> [DATA EXTRACT]:

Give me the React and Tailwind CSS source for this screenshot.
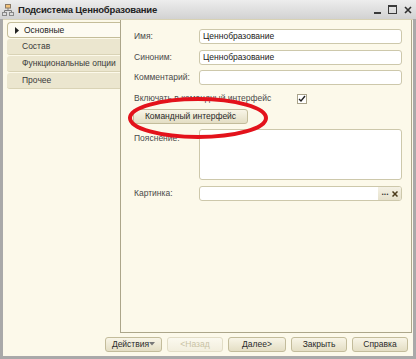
import React from 'react';

function SubsystemIcon() {
  return (
    <svg width="12" height="12" viewBox="0 0 12 12" className="shrink-0">
      <path d="M6 4v2.5M2.5 6.5h7M2.5 6.5v2M9.5 6.5v2" stroke="#7a7a7a" strokeWidth="1" fill="none" />
      <rect x="3.5" y="0.5" width="5" height="3.5" fill="#f2c27a" stroke="#8a7a66" />
      <rect x="0.5" y="8.5" width="4" height="3" fill="#dcdcdc" stroke="#8a8a8a" />
      <rect x="7.5" y="8.5" width="4" height="3" fill="#dcdcdc" stroke="#8a8a8a" />
    </svg>
  );
}

function WindowControls() {
  return (
    <div className="ml-auto flex items-center gap-[7px] pr-[4px]">
      <svg width="7" height="10" viewBox="0 0 7 10">
        <rect x="0" y="7" width="7" height="2" fill="#3a3a3a" />
      </svg>
      <svg width="9" height="9" viewBox="0 0 9 9">
        <rect x="0.5" y="0.5" width="8" height="8" fill="none" stroke="#3a3a3a" />
        <rect x="0" y="0" width="9" height="2" fill="#3a3a3a" />
      </svg>
      <svg width="8" height="8" viewBox="0 0 8 8">
        <path d="M1 1l6 6M7 1l-6 6" stroke="#2f2f2f" strokeWidth="1.6" />
      </svg>
    </div>
  );
}

const tabs = ['Основные', 'Состав', 'Функциональные опции', 'Прочее'];

function TabList() {
  return (
    <div className="w-[113px] shrink-0 pt-[2px] flex flex-col">
      {tabs.map((t, i) =>
        i === 0 ? (
          <div
            key={t}
            className="h-[16px] flex items-center pl-[7px] bg-[#fdfbf2] border border-r-0 border-[#c4bd9a] rounded-l-[4px] text-[#222]"
          >
            <svg width="4" height="7" viewBox="0 0 4 7" className="mr-[5px]">
              <path d="M0 0l4 3.5L0 7z" fill="#222" />
            </svg>
            {t}
          </div>
        ) : (
          <div
            key={t}
            className="h-[16px] mt-[1px] flex items-center pl-[15px] bg-[#ebe6cf] border-b border-[#d9d3b6] rounded-l-[3px] text-[#3a3a3a]"
          >
            {t}
          </div>
        )
      )}
    </div>
  );
}

function Field({ value, className = '' }) {
  return (
    <div
      className={`w-[203px] h-[15px] flex items-center px-[3px] bg-white border border-[#cdc8ab] rounded-[3px] text-[#1a1a1a] ${className}`}
    >
      {value}
    </div>
  );
}

function Row({ label, children, className = '' }) {
  return (
    <div className={`flex items-center ${className}`}>
      <span className="w-[65px] shrink-0 text-[#4a4a4a]">{label}</span>
      {children}
    </div>
  );
}

function Button({ children, disabled, className = '' }) {
  return (
    <div
      className={`h-[15px] flex items-center justify-center rounded-[3px] border bg-gradient-to-b ${
        disabled
          ? 'border-[#e2ddc6] from-[#fbf9ef] to-[#f2eedd] text-[#c9c2a4]'
          : 'border-[#c3bc9b] from-[#f8f5e7] to-[#e4dec4] text-[#2a2a2a]'
      } ${className}`}
    >
      {children}
    </div>
  );
}

export default function App() {
  return (
    <div className="relative w-[416px] h-[359px] flex flex-col bg-[#a9a9a9] font-['Liberation_Sans',Arial,sans-serif] text-[8.5px] leading-none">
      {/* title bar */}
      <div className="h-[19px] flex items-center pl-[2px] bg-gradient-to-b from-[#ededed] to-[#d2d2d2]">
        <SubsystemIcon />
        <span className="ml-[4px] font-bold text-[9.5px] tracking-[-0.2px] text-[#222]">Подсистема Ценнобразование</span>
        <WindowControls />
      </div>

      {/* body */}
      <div className="flex-1 mx-[3px] mb-[3px] flex flex-col bg-[#fcf9ea] border-t border-[#d8d2b4]">
        <div className="flex-1 flex pl-[4px] pr-[1px]">
          <TabList />
          <div className="flex-1 flex flex-col pl-[13px] pt-[9px] border-l border-r border-b border-[#aca68a]">
            <Row label="Имя:">
              <Field value="Ценнобразование" />
            </Row>
            <Row label="Синоним:" className="mt-[6px]">
              <Field value="Ценнобразование" />
            </Row>
            <Row label="Комментарий:" className="mt-[5px]">
              <Field value="" />
            </Row>
            <div className="mt-[8px] h-[11px] flex items-center">
              <span className="w-[163px] text-[#4a4a4a]">Включать в командный интерфейс</span>
              <div className="w-[10px] h-[10px] bg-white border border-[#a9a38a] flex items-center justify-center">
                <svg width="8" height="8" viewBox="0 0 8 8">
                  <path d="M1 4l2 2 4-5" stroke="#222" strokeWidth="1.4" fill="none" />
                </svg>
              </div>
            </div>
            <Button className="mt-[5px] w-[115px] -ml-[1px]">Командный интерфейс</Button>
            <div className="mt-[5px] flex items-start">
              <span className="w-[65px] shrink-0 pt-[5px] text-[#4a4a4a]">Пояснение:</span>
              <div className="w-[203px] h-[51px] bg-white border border-[#cdc8ab] rounded-[3px]" />
            </div>
            <Row label="Картинка:" className="mt-[6px]">
              <div className="w-[203px] h-[15px] flex bg-white border border-[#cdc8ab] rounded-[3px] overflow-hidden">
                <div className="flex-1" />
                <div className="w-[23px] flex items-center justify-center gap-[3px] bg-gradient-to-b from-[#f4f1e4] to-[#e6e1cc] text-[#333] font-bold">
                  <span className="pb-[2px]">...</span>
                  <svg width="6" height="6" viewBox="0 0 6 6">
                    <path d="M0.5 0.5l5 5M5.5 0.5l-5 5" stroke="#4a3a1a" strokeWidth="1.5" />
                  </svg>
                </div>
              </div>
            </Row>
          </div>
        </div>

        {/* bottom buttons */}
        <div className="h-[23px] flex items-center justify-end gap-[5px] pr-[5px] pb-[1px]">
          <Button className="w-[57px] justify-between px-[4px]">
            <span>Действия</span>
            <svg width="6" height="4" viewBox="0 0 6 4">
              <path d="M0 0h6L3 3.5z" fill="#777" />
            </svg>
          </Button>
          <Button disabled className="w-[56px]">&lt;Назад</Button>
          <Button className="w-[58px]">Далее&gt;</Button>
          <Button className="w-[56px]">Закрыть</Button>
          <Button className="w-[56px]">Справка</Button>
        </div>
      </div>

      {/* red annotation ellipse */}
      <svg className="absolute left-[126px] top-[95px] pointer-events-none" width="144" height="46" viewBox="0 0 144 46">
        <ellipse cx="72" cy="23" rx="68" ry="19" fill="none" stroke="#e3121b" strokeWidth="4" />
      </svg>
    </div>
  );
}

> [OBJECTIVE]: Collect each line containing the string "React".

> [THE SOLUTION]:
Give me the React and Tailwind CSS source for this screenshot.
import React from 'react';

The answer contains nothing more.